Em 1974, outra polêmica começou. O então prefeito Miguel Colassuono descongelou áreas verdes da cidade, inclusive a Chácara do Tatuapé, e começou-se uma especulação imobiliária. Reportagens da época falam sobre o projeto de construção de um conjunto comercial e residencial no local. Seria um edifício de 25 andares com 8 apartamentos por andar. Havia uma restrição pela qual a construção não deveria ocupar mais de 25% da área e não poderia derrubar mais de 10% da vegetação. Moradores do local e políticos ligados ao bairro não aceitaram essa ideia e questionaram a prefeitura. Em 1975, o prefeito eleito Olavo Setúbal manteve a área congelada e, em 1976, o local foi desapropriado. 

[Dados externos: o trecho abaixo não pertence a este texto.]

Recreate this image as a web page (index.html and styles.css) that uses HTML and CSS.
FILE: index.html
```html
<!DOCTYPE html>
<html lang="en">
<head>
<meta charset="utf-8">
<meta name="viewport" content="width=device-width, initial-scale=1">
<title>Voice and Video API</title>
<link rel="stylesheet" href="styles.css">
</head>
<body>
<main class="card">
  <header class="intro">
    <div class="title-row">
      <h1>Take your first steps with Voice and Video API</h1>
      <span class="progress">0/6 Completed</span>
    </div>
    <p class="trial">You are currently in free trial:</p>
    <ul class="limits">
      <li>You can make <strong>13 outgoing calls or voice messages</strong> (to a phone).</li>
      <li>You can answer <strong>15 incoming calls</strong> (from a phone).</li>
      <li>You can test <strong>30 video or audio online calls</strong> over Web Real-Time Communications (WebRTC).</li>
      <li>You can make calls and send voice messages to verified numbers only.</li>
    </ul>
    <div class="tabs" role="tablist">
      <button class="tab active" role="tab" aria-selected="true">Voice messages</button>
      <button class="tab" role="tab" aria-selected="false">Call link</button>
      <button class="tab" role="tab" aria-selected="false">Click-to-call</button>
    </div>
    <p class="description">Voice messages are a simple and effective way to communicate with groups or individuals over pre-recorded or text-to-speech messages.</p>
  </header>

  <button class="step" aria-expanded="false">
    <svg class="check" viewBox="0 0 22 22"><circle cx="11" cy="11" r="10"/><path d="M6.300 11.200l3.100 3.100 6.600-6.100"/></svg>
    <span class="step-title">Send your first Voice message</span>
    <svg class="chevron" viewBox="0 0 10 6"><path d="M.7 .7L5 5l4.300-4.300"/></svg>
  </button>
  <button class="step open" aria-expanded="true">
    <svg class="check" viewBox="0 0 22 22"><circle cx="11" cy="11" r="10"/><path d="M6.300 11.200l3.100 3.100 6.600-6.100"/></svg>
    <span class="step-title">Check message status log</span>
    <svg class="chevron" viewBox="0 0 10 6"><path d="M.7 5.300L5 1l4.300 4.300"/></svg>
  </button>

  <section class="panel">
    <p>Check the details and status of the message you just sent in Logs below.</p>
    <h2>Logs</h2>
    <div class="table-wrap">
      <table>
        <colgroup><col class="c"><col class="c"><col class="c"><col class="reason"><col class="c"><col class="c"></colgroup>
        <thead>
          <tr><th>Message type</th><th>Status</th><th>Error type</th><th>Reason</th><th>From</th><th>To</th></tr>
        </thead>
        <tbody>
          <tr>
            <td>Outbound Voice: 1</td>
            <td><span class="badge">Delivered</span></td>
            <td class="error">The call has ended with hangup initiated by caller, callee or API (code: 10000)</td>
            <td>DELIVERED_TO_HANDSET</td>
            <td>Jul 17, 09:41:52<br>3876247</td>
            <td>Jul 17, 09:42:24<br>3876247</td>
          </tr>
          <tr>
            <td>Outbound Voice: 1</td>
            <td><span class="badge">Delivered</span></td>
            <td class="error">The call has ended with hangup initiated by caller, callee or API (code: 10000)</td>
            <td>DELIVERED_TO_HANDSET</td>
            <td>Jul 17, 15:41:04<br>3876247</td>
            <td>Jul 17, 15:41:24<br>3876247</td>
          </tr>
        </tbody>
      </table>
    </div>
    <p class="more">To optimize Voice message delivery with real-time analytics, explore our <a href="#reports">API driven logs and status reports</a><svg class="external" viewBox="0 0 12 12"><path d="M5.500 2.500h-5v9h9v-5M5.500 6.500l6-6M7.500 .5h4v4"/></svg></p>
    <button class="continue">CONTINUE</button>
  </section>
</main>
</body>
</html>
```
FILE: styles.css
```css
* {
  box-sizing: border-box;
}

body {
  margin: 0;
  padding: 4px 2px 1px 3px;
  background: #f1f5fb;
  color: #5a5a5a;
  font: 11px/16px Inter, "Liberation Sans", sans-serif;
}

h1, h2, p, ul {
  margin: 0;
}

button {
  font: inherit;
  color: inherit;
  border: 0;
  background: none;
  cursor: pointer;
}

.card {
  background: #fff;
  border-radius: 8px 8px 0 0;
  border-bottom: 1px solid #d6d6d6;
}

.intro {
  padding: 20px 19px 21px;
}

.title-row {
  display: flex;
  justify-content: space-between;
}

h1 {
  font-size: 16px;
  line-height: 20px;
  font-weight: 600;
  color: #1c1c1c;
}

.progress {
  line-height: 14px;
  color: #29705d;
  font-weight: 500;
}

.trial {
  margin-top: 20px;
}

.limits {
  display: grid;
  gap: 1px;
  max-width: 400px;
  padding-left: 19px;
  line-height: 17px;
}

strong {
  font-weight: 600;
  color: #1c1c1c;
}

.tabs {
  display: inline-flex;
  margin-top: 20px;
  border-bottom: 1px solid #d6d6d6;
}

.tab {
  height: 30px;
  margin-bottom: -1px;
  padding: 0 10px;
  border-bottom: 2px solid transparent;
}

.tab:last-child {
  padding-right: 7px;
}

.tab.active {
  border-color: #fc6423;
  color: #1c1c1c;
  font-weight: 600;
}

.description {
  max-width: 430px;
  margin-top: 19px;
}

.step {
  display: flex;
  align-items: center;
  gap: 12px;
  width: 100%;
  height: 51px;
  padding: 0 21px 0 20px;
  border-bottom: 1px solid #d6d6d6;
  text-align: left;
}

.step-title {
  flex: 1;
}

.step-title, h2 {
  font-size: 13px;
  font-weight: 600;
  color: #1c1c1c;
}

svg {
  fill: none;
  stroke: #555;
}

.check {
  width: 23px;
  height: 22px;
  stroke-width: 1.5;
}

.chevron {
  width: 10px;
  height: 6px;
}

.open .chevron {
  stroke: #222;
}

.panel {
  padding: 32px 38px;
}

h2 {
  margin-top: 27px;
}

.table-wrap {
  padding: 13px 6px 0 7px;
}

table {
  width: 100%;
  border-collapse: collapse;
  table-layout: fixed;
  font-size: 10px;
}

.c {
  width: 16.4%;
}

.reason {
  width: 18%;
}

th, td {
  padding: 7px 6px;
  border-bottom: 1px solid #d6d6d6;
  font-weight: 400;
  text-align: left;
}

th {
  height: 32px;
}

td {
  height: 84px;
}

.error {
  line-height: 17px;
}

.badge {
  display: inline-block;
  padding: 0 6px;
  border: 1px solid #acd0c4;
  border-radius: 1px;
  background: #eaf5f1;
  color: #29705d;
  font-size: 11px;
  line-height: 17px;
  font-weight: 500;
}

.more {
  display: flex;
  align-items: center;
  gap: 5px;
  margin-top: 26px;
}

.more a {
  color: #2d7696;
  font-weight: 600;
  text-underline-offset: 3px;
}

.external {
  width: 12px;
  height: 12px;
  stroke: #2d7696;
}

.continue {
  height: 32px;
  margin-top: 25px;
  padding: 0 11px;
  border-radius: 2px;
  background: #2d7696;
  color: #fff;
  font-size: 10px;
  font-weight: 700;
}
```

O parque foi inaugurado em abril de 1978 com a bandeira de ser uma das poucas áreas verdes na Zona Leste de São Paulo e um local fundamental para o lazer de um bairro operário. Na época, o Tatuapé possuía grandes fábricas (mais de 200 indústrias passaram pelo bairro) e tinha um dos mais baixos índices de áreas verdes da cidade.

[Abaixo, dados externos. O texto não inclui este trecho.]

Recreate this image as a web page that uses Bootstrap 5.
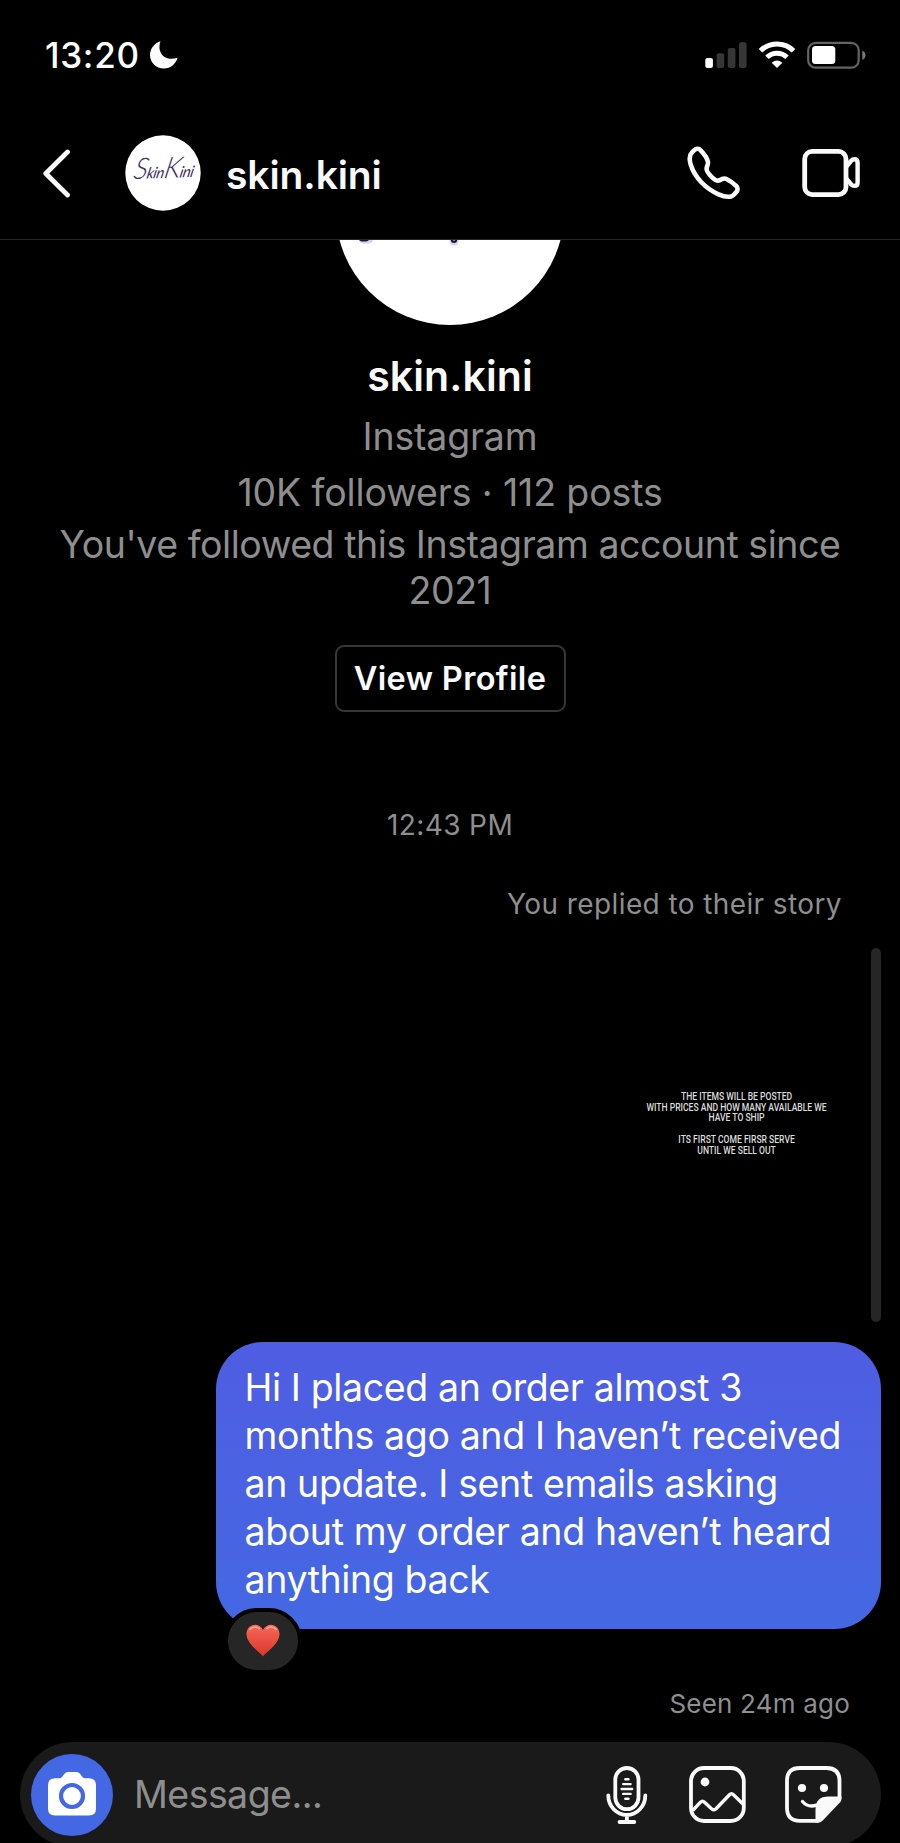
<!DOCTYPE html>
<html lang="en" data-bs-theme="dark">
<head>
<meta charset="utf-8">
<meta name="viewport" content="width=device-width, initial-scale=1">
<title>skin.kini</title>
<link href="https://cdn.jsdelivr.net/npm/bootstrap@5.3.0/dist/css/bootstrap.min.css" rel="stylesheet">
<style>
  body { background: #000; color: #fafafa; font-family: Inter, "Liberation Sans", sans-serif; font-size: 37.5px; line-height: 46px; letter-spacing: -.45px; }
  svg { display: block; flex: none; }
  .phone { width: 900px; height: 1843px; }
  .statusbar { height: 110px; padding: 0 34px 0 45px; }
  .clock { font-size: 35px; font-weight: 500; line-height: 42px; letter-spacing: .7px; color: #fff; }
  .moon { margin-left: 9px; }
  .topbar { height: 130px; padding: 0 39px 4px 41px; border-bottom: 1px solid #262626; }
  .topbar-avatar { margin-left: 54px; }
  .handle { font-size: 39px; font-weight: 600; line-height: 48px; letter-spacing: -.1px; margin-left: 25px; padding-top: 4px; }
  .calls { gap: 61px; }
  .muted { color: #8e8e8e; }
  .profile-name { font-size: 41px; font-weight: 600; line-height: 50px; letter-spacing: .1px; margin-top: 26px; color: #fafafa; }
  .service { margin-top: 13px; letter-spacing: -.2px; }
  .stats { margin-top: 10px; letter-spacing: -.13px; }
  .since { margin-top: 6px; padding: 0 50px; }
  .btn-profile { --bs-btn-color: #fafafa; --bs-btn-border-color: #363636; --bs-btn-border-width: 2px; --bs-btn-border-radius: 9px; --bs-btn-padding-x: 0; --bs-btn-padding-y: 0; --bs-btn-font-size: 32.5px; --bs-btn-font-weight: 600; letter-spacing: .35px; width: 231px; height: 67px; margin-top: 31px; padding-top: 1px; }
  .stamp { font-size: 28px; line-height: 34px; letter-spacing: .4px; }
  .time-mark { margin-top: 96px; }
  .reply-note { margin-top: 45px; padding-right: 58px; }
  .story { height: 374px; margin: 27px 19px 0 0; }
  .story-card { width: 208px; margin-right: 30px; padding-bottom: 22px; font: 500 10.5px/10.75px Roboto, "Liberation Sans", sans-serif; letter-spacing: 0; color: #dcdcdc; }
  .story-copy { transform: scaleX(.815); }
  .story-rule { width: 10px; background: #262626; }
  .bubble { width: 665px; height: 287.5px; margin: 19.5px 19px 0 0; padding: 22.5px 20px 0 28.5px; border-radius: 47px; background: linear-gradient(#4f5de2, #4468e3); line-height: 48px; letter-spacing: -.38px; color: #fff; }
  .reaction { left: 8px; top: 266px; width: 78px; height: 66px; border: 4px solid #000; background: #262626; border-radius: 33px; }
  .seen { font-size: 26px; line-height: 32px; letter-spacing: .2px; margin-top: 58.5px; padding-right: 50px; }
  .composer { width: 861px; height: 105px; margin: 22.5px 0 0 20px; padding: 0 39px 0 11px; border-radius: 53px; background: #1a1a1a; }
  .camera { width: 82px; height: 82px; background: #4468e3; }
  .placeholder-text { margin-left: 21px; letter-spacing: -.55px; }
  .tools { gap: 39px; }
  .mic { margin-right: 2px; }
</style>
</head>
<body>
<div class="phone overflow-hidden d-flex flex-column">

  <div class="statusbar d-flex align-items-center justify-content-between flex-shrink-0">
    <div class="d-flex align-items-center">
      <span class="clock">13:20</span>
      <svg class="moon" width="30" height="30" viewBox="0 0 30 30"><path fill="#fff" d="M11.5 1.2C9 8 11 14.500 16.500 17.500c4 2 8 1.500 12 .3C27 24 21.500 28.500 15 28.500 7 28.500 1 22.500 1 15 1 8.500 5.500 3 11.500 1.200Z"/></svg>
    </div>
    <svg width="162" height="30" viewBox="0 0 162 30">
      <rect x="1.300" y="18" width="7.600" height="10" rx="2" fill="#fff"/>
      <g fill="#363636"><rect x="12.600" y="13.300" width="7.600" height="14.700" rx="2"/><rect x="23.800" y="8" width="7.600" height="20" rx="2"/><rect x="35" y="2.300" width="7.600" height="25.700" rx="2"/></g>
      <g fill="none" stroke="#fff" stroke-width="5"><path d="M56.500 10.700a23.500 23.500 0 0 1 33 0"/><path d="M63 17.300a14.300 14.300 0 0 1 20 0"/></g>
      <path fill="#fff" d="M73 28l-5.300-5.300q5.300-4.200 10.600 0Z"/>
      <rect x="104.200" y="2.900" width="50.500" height="24.800" rx="7.500" fill="none" stroke="#636363" stroke-width="2.200"/>
      <rect x="108" y="6" width="23.300" height="18" rx="3.500" fill="#fff"/>
      <path fill="#7a7a7a" d="M158.300 10.500q3.200 1.700 3.200 4.800t-3.200 4.800Z"/>
    </svg>
  </div>

  <header class="topbar d-flex align-items-center flex-shrink-0">
    <svg width="30" height="50" viewBox="0 0 30 50"><path d="M26.500 4 4.800 25.500 26.500 47" fill="none" stroke="#fafafa" stroke-width="4.800" stroke-linecap="round" stroke-linejoin="round"/></svg>
    <svg class="topbar-avatar" width="76" height="76" viewBox="0 0 76 76">
      <circle cx="38" cy="38" r="37.700" fill="#fff"/>
      <text transform="translate(7.500 44) rotate(-2) skewX(-14)" font-family="Lato, sans-serif" font-style="italic" font-size="15.500" fill="#40315f" textLength="60" lengthAdjust="spacingAndGlyphs"><tspan font-size="29" font-weight="300">S</tspan>kin<tspan font-size="29" font-weight="300">K</tspan>ini</text>
    </svg>
    <span class="handle">skin.kini</span>
    <div class="calls d-flex ms-auto">
      <svg width="55" height="55" viewBox="0 0 55 55"><path fill="none" stroke="#fafafa" stroke-width="4.600" stroke-linejoin="round" d="M14.700 5.300C12.800 3.200 10.300 3.200 8.300 5.100L5.800 7.700C2.800 10.800 3.500 16 5 20.500 9 32.500 19.500 43.500 32.500 49.300 37 51.300 41.500 52.200 45 51.500q1.500-.4 2.500-1.500l2.600-2.700c2-2 2-4.700 0-6.500-3-3-6.500-5.200-9.700-6.800-2.600-1.300-5 .1-7.300 1.500-3.500 1.500-12.300-7.500-12.500-11.500-.1-2.500 1.700-4.500 1.400-6.800C21.500 14 17.500 8.200 14.700 5.300Z"/></svg>
      <svg width="59" height="55" viewBox="0 -2.500 59 55" fill="none" stroke="#fafafa" stroke-width="4.800" stroke-linejoin="round"><rect x="2.700" y="3.900" width="41.300" height="43.200" rx="7.500"/><path d="M44 19.500l5-6q1.500-1.700 3.500-1.700 3.100 0 3.100 3.500v19.600q0 3.500-3.100 3.500-2 0-3.500-1.700l-5-6" stroke-width="4.400"/></svg>
    </div>
  </header>

  <main class="d-flex flex-column flex-shrink-0">
    <section class="muted text-center d-flex flex-column align-items-center">
      <svg width="230" height="85" viewBox="0 0 230 85">
        <circle cx="115" cy="-29.300" r="114.300" fill="#fff"/>
        <ellipse cx="31" cy="0" rx="7" ry="3.800" fill="#d9d2f3"/><ellipse cx="29" cy="-1" rx="5" ry="2.500" fill="#1c1430"/>
        <circle cx="119" cy="1" r="4.500" fill="#d9d2f3"/><circle cx="119" cy="-.3" r="3.200" fill="#1c1430"/><circle cx="119" cy="0" r="1" fill="#b9b2d3"/>
      </svg>
      <div class="profile-name">skin.kini</div>
      <div class="service">Instagram</div>
      <div class="stats">10K followers · 112 posts</div>
      <div class="since">You've followed this Instagram account since 2021</div>
      <a class="btn btn-profile d-flex align-items-center justify-content-center">View Profile</a>
      <div class="stamp time-mark">12:43 PM</div>
    </section>

    <div class="stamp reply-note muted text-end">You replied to their story</div>

    <div class="story d-flex justify-content-end">
      <div class="story-card d-flex align-items-center justify-content-center text-center text-nowrap">
        <div class="story-copy">THE ITEMS WILL BE POSTED<br>WITH PRICES AND HOW MANY AVAILABLE WE<br>HAVE TO SHIP<br><br>ITS FIRST COME FIRSR SERVE<br>UNTIL WE SELL OUT</div>
      </div>
      <div class="story-rule rounded-pill"></div>
    </div>

    <div class="bubble position-relative align-self-end text-nowrap">
      Hi I placed an order almost 3<br>months ago and I haven’t received<br>an update. I sent emails asking<br>about my order and haven’t heard<br>anything back
      <span class="reaction position-absolute d-flex align-items-center justify-content-center">
        <svg width="34" height="33" viewBox="0 0 34 33">
          <defs><linearGradient id="heart" x1="0" y1="0" x2="0" y2="1"><stop offset="0" stop-color="#f4695c"/><stop offset=".35" stop-color="#ee5546"/><stop offset="1" stop-color="#d9382c"/></linearGradient></defs>
          <path fill="url(#heart)" d="M17 32.500C15 29 1 20.500.5 10.500.3 4.500 4.500.8 9 .8c3.500 0 6.500 2 8 5.200C18.500 2.800 21.500.8 25 .8c4.500 0 8.700 3.700 8.500 9.700C33 20.500 19 29 17 32.500Z"/>
          <path fill="none" stroke="#fbb0a5" stroke-width="1.800" stroke-linecap="round" opacity=".8" d="M4 5.300q4.500-4.500 9.300-.8M21 4.500q4.500-3.700 9 .8"/>
        </svg>
      </span>
    </div>

    <div class="seen muted text-end">Seen 24m ago</div>

    <div class="composer d-flex align-items-center">
      <div class="camera rounded-circle d-flex align-items-center justify-content-center">
        <svg width="48" height="46" viewBox="0 0 48 46"><path fill="#fff" d="M7 6.300h4.500q1.500 0 2.700-1.500l2.300-3Q17.800 0 20 0h8.500q2.200 0 3.500 1.800l2.300 3q1.200 1.500 2.700 1.500H41q7 0 7 7V36.500q0 7-7 7H7q-7 0-7-7V13.300q0-7 7-7Z"/><circle cx="24" cy="24" r="11" fill="#fff" stroke="#4468e3" stroke-width="4.200"/></svg>
      </div>
      <span class="placeholder-text muted">Message...</span>
      <div class="tools d-flex align-items-center ms-auto">
        <svg class="mic" width="42" height="58" viewBox="0 0 42 58" fill="none" stroke="#fafafa" stroke-width="3.800" stroke-linecap="round"><rect x="9.300" y="2" width="23.200" height="41.200" rx="11.600"/><path d="M2.300 29.500a18.500 19.500 0 0 0 37 0M20.900 49v7M13.500 56h14.800"/><path stroke-width="2.400" d="M19.300 13.300h3.200M17.200 18.100h7.400M15.600 23h10.600M17.200 27.900h7.400M19.300 32.700h3.200"/></svg>
        <svg width="57" height="57" viewBox="0 0 57 57" fill="none" stroke="#fafafa" stroke-width="3.800" stroke-linejoin="round"><rect x="2" y="2" width="52.800" height="53" rx="13"/><circle cx="16" cy="16" r="4.400" fill="#fafafa" stroke="none"/><path stroke-width="3.400" d="M3.700 44.500l7.800-8.300q2-2 4 0l7.300 6.800q2 1.700 4 0L40.500 28.700q2-2 4 0L54 38"/></svg>
        <svg width="57" height="57" viewBox="0 0 57 57"><path fill="none" stroke="#fafafa" stroke-width="3.800" stroke-linejoin="round" stroke-linecap="round" d="M32.500 54.800H15q-13 0-13-13V15Q2 2 15 2H41.500q13 0 13 13V32.500"/><path fill="#fafafa" d="M56.400 30.500V33q0 2-1.500 3.500L37.500 54.800q-2 1.900-4.500 1.900h-2.500V43.500q0-13 13-13Z"/><circle cx="17" cy="22" r="4.100" fill="#fafafa"/><circle cx="39" cy="22" r="4.100" fill="#fafafa"/><path fill="none" stroke="#fafafa" stroke-width="3.400" stroke-linecap="round" d="M17.500 35.500q5.500 6.500 14 3.700"/></svg>
      </div>
    </div>
  </main>
</div>
<script src="https://cdn.jsdelivr.net/npm/bootstrap@5.3.0/dist/js/bootstrap.bundle.min.js"></script>
</body>
</html>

ONDE A HISTÓRIA AINDA SE FAZ PRESENTE

Desde 2017, o parque do Piqueri é tombado pelo Conpresp. Entre as justificativas para o tombamento está, justamente, o fato dele estar no local onde ficava a casa de veraneio da família Matarazzo e de haver no local remanescentes daquela época. 

Um destes remanescentes é a casa onde funciona a administração, logo na entrada. Aquele imóvel era a residência do caseiro da chácara, o italiano Saulo Carpinelli. 

Já a mansão da família Matarazzo foi demolida. Ao observar fotos de satélite, percebemos que ela ficava exatamente onde hoje fica o ponto de leitura. Da entrada, se chegava até ela por uma alameda arborizada com Sibipirunas. É bem possível que as árvores desta espécie que estão no parque sejam daquela época, já que é uma planta que costuma viver centenas de anos. 

Uma das marcas mais interessantes do passado é um paredão de tijolos no fundo do parque. Aquilo é remanescente de um ancoradouro de barcos que fazia parte da chácara porque, naquela época, o Rio Tietê ainda não era retificado e adentrava na propriedade. A retificação daquele trecho aconteceu em 1950. 

Para quem utiliza as quadras do parque, vale saber que foram construídas onde antes funcionou um porto de areia que foi aterrado. 

Como se vê, a história ainda se faz presente ali naquele espaço verde e merecia até ser sinalizada para que o público do parque pudesse conhecê-la. 

Espero que este texto te ajude a olhar o parque com outros olhos da próxima vez que passar por lá.